**WHAT YOU NEED TO DO:** Restate the listing that follows word for word, without its pictures.

Rows from a dataset of pages and code:
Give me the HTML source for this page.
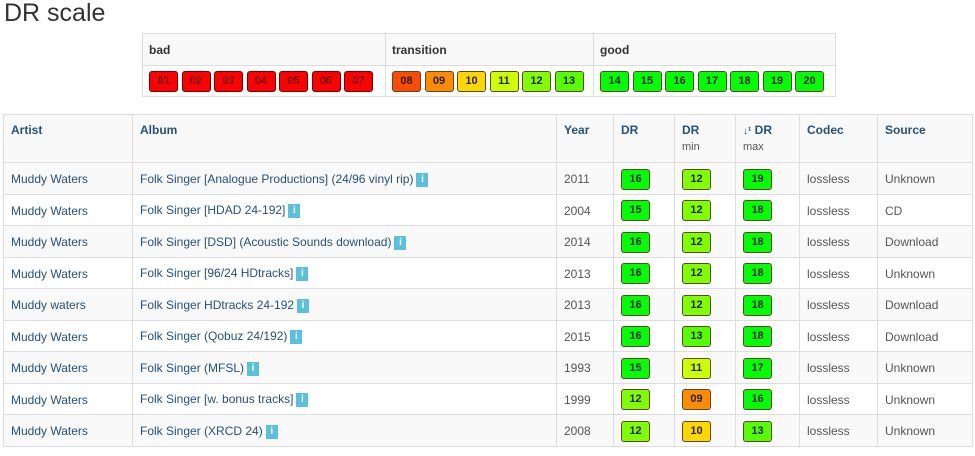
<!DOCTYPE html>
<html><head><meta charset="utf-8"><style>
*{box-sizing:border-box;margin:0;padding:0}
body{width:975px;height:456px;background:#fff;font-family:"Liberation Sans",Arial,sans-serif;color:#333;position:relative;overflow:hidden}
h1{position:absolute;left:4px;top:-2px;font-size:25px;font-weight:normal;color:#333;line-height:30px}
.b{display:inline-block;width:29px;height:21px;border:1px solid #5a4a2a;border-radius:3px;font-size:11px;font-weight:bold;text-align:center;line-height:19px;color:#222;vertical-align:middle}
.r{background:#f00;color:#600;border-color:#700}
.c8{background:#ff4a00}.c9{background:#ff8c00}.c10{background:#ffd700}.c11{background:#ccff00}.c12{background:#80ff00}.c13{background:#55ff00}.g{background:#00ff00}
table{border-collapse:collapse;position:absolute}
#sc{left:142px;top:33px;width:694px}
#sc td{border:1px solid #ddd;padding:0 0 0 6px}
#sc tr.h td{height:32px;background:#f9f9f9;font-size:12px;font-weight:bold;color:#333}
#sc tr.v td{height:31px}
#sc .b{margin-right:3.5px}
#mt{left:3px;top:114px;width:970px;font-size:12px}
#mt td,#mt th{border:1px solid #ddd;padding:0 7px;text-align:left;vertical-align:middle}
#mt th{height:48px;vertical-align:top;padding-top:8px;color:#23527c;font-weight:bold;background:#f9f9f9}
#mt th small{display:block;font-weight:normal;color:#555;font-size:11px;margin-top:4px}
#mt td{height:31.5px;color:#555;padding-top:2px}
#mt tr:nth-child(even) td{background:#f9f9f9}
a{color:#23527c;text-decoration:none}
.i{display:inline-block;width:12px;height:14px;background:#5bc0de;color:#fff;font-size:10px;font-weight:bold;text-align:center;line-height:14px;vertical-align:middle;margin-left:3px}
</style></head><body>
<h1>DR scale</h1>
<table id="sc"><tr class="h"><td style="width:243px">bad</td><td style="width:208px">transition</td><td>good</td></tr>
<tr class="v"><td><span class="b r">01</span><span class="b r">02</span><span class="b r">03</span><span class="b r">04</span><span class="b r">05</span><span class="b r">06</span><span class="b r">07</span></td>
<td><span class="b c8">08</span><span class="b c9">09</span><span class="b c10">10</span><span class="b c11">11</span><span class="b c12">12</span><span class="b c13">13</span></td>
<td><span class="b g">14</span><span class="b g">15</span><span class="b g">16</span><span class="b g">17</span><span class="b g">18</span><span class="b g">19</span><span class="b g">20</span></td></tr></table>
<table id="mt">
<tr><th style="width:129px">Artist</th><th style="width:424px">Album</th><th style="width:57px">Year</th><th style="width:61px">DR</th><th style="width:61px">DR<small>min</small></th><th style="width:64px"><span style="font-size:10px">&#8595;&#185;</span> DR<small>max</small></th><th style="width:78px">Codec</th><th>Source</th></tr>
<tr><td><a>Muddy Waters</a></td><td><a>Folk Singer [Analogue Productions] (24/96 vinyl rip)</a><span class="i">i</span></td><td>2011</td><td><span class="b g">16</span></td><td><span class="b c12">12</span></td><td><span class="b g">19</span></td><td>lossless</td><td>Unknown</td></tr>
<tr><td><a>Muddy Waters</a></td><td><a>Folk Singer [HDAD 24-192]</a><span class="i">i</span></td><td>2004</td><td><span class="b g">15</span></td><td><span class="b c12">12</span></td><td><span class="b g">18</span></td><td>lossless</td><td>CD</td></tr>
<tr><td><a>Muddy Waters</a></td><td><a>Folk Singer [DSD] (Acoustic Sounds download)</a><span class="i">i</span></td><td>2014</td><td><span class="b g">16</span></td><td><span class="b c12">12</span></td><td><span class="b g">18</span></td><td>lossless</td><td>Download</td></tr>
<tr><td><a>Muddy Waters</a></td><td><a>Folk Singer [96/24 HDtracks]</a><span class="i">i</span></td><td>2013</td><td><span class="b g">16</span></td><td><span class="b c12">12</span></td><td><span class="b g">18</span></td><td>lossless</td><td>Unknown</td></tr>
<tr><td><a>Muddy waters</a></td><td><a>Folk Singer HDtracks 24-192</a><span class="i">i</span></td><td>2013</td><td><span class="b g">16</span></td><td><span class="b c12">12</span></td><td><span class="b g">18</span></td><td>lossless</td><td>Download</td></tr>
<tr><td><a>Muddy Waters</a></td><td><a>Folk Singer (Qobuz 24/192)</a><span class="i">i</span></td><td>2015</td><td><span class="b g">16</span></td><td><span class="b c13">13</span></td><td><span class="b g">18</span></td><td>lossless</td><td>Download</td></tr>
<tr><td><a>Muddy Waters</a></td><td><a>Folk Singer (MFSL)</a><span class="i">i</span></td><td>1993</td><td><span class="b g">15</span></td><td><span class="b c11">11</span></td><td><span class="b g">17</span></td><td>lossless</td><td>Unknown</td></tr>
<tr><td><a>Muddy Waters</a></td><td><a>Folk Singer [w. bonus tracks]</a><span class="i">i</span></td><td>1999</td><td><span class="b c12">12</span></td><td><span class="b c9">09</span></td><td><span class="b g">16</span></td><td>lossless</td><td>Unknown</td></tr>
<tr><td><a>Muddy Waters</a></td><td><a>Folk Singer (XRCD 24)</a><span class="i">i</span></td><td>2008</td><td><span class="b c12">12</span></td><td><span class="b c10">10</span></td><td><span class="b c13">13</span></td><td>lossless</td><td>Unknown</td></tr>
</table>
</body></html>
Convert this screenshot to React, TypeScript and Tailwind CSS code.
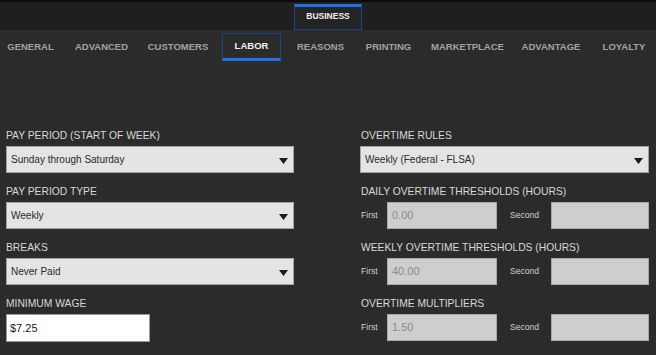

**FULL RESPONSE:**
Give me the HTML source for this page.
<!DOCTYPE html>
<html><head><meta charset="utf-8"><style>
*{box-sizing:border-box;margin:0;padding:0}
body{width:975px;height:456px;background:#fff;font-family:"Liberation Sans",Arial,sans-serif;color:#333;position:relative;overflow:hidden}
h1{position:absolute;left:4px;top:-2px;font-size:25px;font-weight:normal;color:#333;line-height:30px}
.b{display:inline-block;width:29px;height:21px;border:1px solid #5a4a2a;border-radius:3px;font-size:11px;font-weight:bold;text-align:center;line-height:19px;color:#222;vertical-align:middle}
.r{background:#f00;color:#600;border-color:#700}
.c8{background:#ff4a00}.c9{background:#ff8c00}.c10{background:#ffd700}.c11{background:#ccff00}.c12{background:#80ff00}.c13{background:#55ff00}.g{background:#00ff00}
table{border-collapse:collapse;position:absolute}
#sc{left:142px;top:33px;width:694px}
#sc td{border:1px solid #ddd;padding:0 0 0 6px}
#sc tr.h td{height:32px;background:#f9f9f9;font-size:12px;font-weight:bold;color:#333}
#sc tr.v td{height:31px}
#sc .b{margin-right:3.5px}
#mt{left:3px;top:114px;width:970px;font-size:12px}
#mt td,#mt th{border:1px solid #ddd;padding:0 7px;text-align:left;vertical-align:middle}
#mt th{height:48px;vertical-align:top;padding-top:8px;color:#23527c;font-weight:bold;background:#f9f9f9}
#mt th small{display:block;font-weight:normal;color:#555;font-size:11px;margin-top:4px}
#mt td{height:31.5px;color:#555;padding-top:2px}
#mt tr:nth-child(even) td{background:#f9f9f9}
a{color:#23527c;text-decoration:none}
.i{display:inline-block;width:12px;height:14px;background:#5bc0de;color:#fff;font-size:10px;font-weight:bold;text-align:center;line-height:14px;vertical-align:middle;margin-left:3px}
</style></head><body>
<h1>DR scale</h1>
<table id="sc"><tr class="h"><td style="width:243px">bad</td><td style="width:208px">transition</td><td>good</td></tr>
<tr class="v"><td><span class="b r">01</span><span class="b r">02</span><span class="b r">03</span><span class="b r">04</span><span class="b r">05</span><span class="b r">06</span><span class="b r">07</span></td>
<td><span class="b c8">08</span><span class="b c9">09</span><span class="b c10">10</span><span class="b c11">11</span><span class="b c12">12</span><span class="b c13">13</span></td>
<td><span class="b g">14</span><span class="b g">15</span><span class="b g">16</span><span class="b g">17</span><span class="b g">18</span><span class="b g">19</span><span class="b g">20</span></td></tr></table>
<table id="mt">
<tr><th style="width:129px">Artist</th><th style="width:424px">Album</th><th style="width:57px">Year</th><th style="width:61px">DR</th><th style="width:61px">DR<small>min</small></th><th style="width:64px"><span style="font-size:10px">&#8595;&#185;</span> DR<small>max</small></th><th style="width:78px">Codec</th><th>Source</th></tr>
<tr><td><a>Muddy Waters</a></td><td><a>Folk Singer [Analogue Productions] (24/96 vinyl rip)</a><span class="i">i</span></td><td>2011</td><td><span class="b g">16</span></td><td><span class="b c12">12</span></td><td><span class="b g">19</span></td><td>lossless</td><td>Unknown</td></tr>
<tr><td><a>Muddy Waters</a></td><td><a>Folk Singer [HDAD 24-192]</a><span class="i">i</span></td><td>2004</td><td><span class="b g">15</span></td><td><span class="b c12">12</span></td><td><span class="b g">18</span></td><td>lossless</td><td>CD</td></tr>
<tr><td><a>Muddy Waters</a></td><td><a>Folk Singer [DSD] (Acoustic Sounds download)</a><span class="i">i</span></td><td>2014</td><td><span class="b g">16</span></td><td><span class="b c12">12</span></td><td><span class="b g">18</span></td><td>lossless</td><td>Download</td></tr>
<tr><td><a>Muddy Waters</a></td><td><a>Folk Singer [96/24 HDtracks]</a><span class="i">i</span></td><td>2013</td><td><span class="b g">16</span></td><td><span class="b c12">12</span></td><td><span class="b g">18</span></td><td>lossless</td><td>Unknown</td></tr>
<tr><td><a>Muddy waters</a></td><td><a>Folk Singer HDtracks 24-192</a><span class="i">i</span></td><td>2013</td><td><span class="b g">16</span></td><td><span class="b c12">12</span></td><td><span class="b g">18</span></td><td>lossless</td><td>Download</td></tr>
<tr><td><a>Muddy Waters</a></td><td><a>Folk Singer (Qobuz 24/192)</a><span class="i">i</span></td><td>2015</td><td><span class="b g">16</span></td><td><span class="b c13">13</span></td><td><span class="b g">18</span></td><td>lossless</td><td>Download</td></tr>
<tr><td><a>Muddy Waters</a></td><td><a>Folk Singer (MFSL)</a><span class="i">i</span></td><td>1993</td><td><span class="b g">15</span></td><td><span class="b c11">11</span></td><td><span class="b g">17</span></td><td>lossless</td><td>Unknown</td></tr>
<tr><td><a>Muddy Waters</a></td><td><a>Folk Singer [w. bonus tracks]</a><span class="i">i</span></td><td>1999</td><td><span class="b c12">12</span></td><td><span class="b c9">09</span></td><td><span class="b g">16</span></td><td>lossless</td><td>Unknown</td></tr>
<tr><td><a>Muddy Waters</a></td><td><a>Folk Singer (XRCD 24)</a><span class="i">i</span></td><td>2008</td><td><span class="b c12">12</span></td><td><span class="b c10">10</span></td><td><span class="b c13">13</span></td><td>lossless</td><td>Unknown</td></tr>
</table>
</body></html>
Convert this screenshot to React, TypeScript and Tailwind CSS code.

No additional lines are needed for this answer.